With $70,000 in funding from FRAXA Research Foundation from 2004-2005, Drs. Thomas Tuschl and Neil Renwick and their team at Rockefeller University researched how FMRP interacts with miRNA in order to determine more effective treatment targets for Fragile X syndrome.
Alexei Aravin, PhD
FRAXA Postdoctoral Fellow
The Role of MicroRNAs in the Pathogenesis of Fragile X
by Thomas Tuschl, 2/1/2005
More than ten years have passed since scientists discovered that Fragile X syndrome is caused by the absence of a single protein, FMRP. Studies have demonstrated that FMRP regulates the translation of mRNAs into proteins by recognizing and binding to numerous mRNAs. This process is crucial for the function of neurons. However, it is not well understood how FMRP recognizes a particular mRNA and how it regulates the mRNA’s translation into a protein. Understanding this will help facilitate the development of therapeutic treatments.
Recent discoveries in the new field of RNA interference (RNAi) have lent insight into how FMRP recognizes its target mRNAs. Like FMRP, the RNAi machinery regulates the translation of numerous mRNAs. The RNAi machinery recognizes its target mRNAs through tiny non coding RNAs termed microRNAs (miRNAs). miRNAs are found in all animals, so they must have a fundamental role in regulating gene expression. The recent finding that FMRP interacts with the RNAi machinery suggests that FMRP functions with this machinery to regulate gene expression. FMRP and miRNAs most likely recognize and regulate a common set of mRNA targets in the brain.
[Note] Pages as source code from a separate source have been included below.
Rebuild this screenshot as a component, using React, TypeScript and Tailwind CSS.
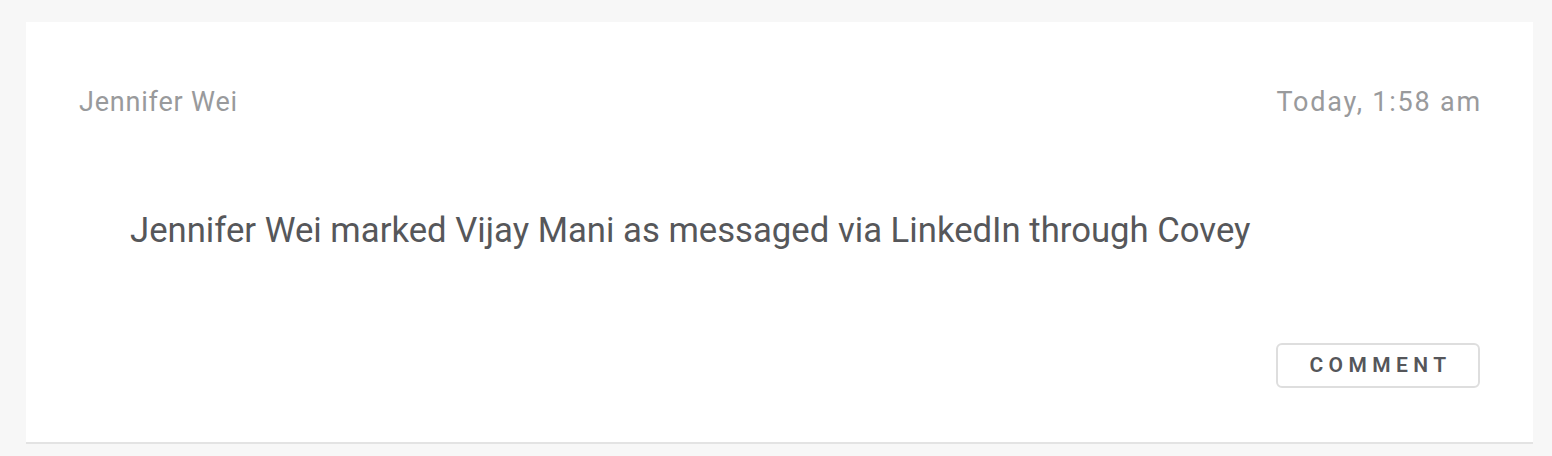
export default function App() {
  return (
    <div className="min-h-[456px] w-full bg-[#f7f7f7] pt-[22px] pl-[26px] pr-[19px] font-['Roboto',sans-serif]">
      <div className="bg-white border-b-2 border-[#e3e3e3] px-[53px] pt-[64px] pb-[54px]">
        <div className="flex items-center justify-between">
          <span className="text-[27px] leading-[32px] tracking-[0.8px] text-[#999a9c]">Jennifer Wei</span>
          <span className="-mr-[2px] text-[27px] leading-[32px] tracking-[1.8px] text-[#999a9c]">Today, 1:58 am</span>
        </div>
        <p className="mt-[92px] pl-[51px] text-[34.7px] leading-[40px] text-[#56575a]">
          Jennifer Wei marked Vijay Mani as messaged via LinkedIn through Covey
        </p>
        <div className="mt-[93px] flex justify-end">
          <button className="h-[45px] w-[204px] rounded-[6px] border-2 border-[#dedede] pl-[5px] text-[21px] font-semibold tracking-[5.4px] text-[#55565a]">
            COMMENT
          </button>
        </div>
      </div>
    </div>
  );
}
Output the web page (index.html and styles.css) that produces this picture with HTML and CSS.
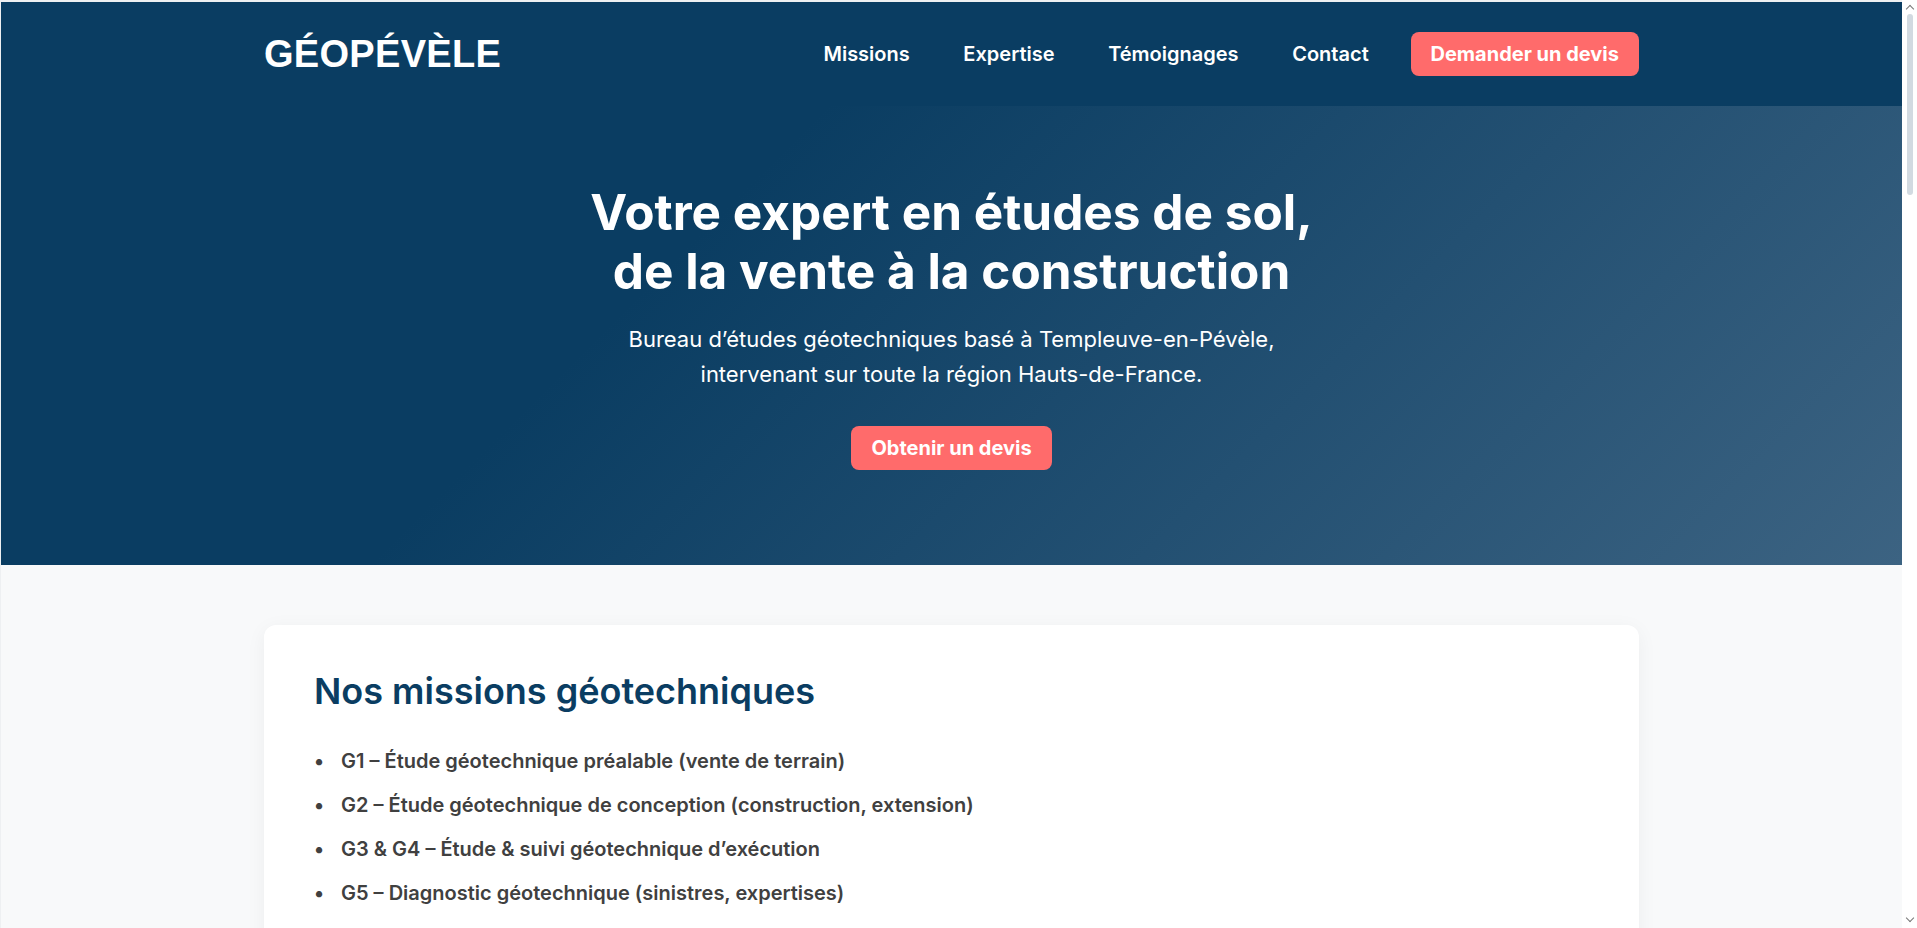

Mis-regulation of these target mRNAs in Fragile X patients probably causes the disease.
To provide a starting point for the biochemical and cell-based analysis of FMRP-miRNA interactions, we have cloned miRNAs from different human, mouse and rat brain regions. We also cloned miRNAs from cell lines that are used as model systems in neurological studies. Our experiments will focus on elucidating the mechanism of translational regulation of mRNAs that are believed to be targeted by miRNAs as well as FMRP as suggested by previous experimental studies as well as computational analysis. To determine if FMRP directly contributes to miRNA expression, we have compared miRNA profiles in brains of normal mice and mice deficient in FMRP. We did not identify a difference in miRNA expression, ruling out FMRP as a factor involved in miRNA expression or stability.
In order to directly isolate the targets of miRNAs, we have established neuronal cell lines that stably express epitope tagged Ago1 or Ago2 proteins. Ago proteins bind miRNAs and mediate target recognition as well as target cleavage or translational repression. We will also establish a tagged FMRP cell line. We will use these cell lines to directly purify Ago and FMRP-associated mRNAs. These experiments will provide an independent approach for identification of FMRP and miRNA co-regulated mRNAs. Identified mRNAs will be further validated using a cell-based assay and a mouse model of fragile-X syndrome.
Update 1/2009: Neil Renwick, M.D., Ph.D., an investigator in Dr. Tuschl Laboratory of RNA Molecular Biology, has received additional funding to continue this work: to identify proteins and mutations involved in Fragile X mental retardation and related disorders.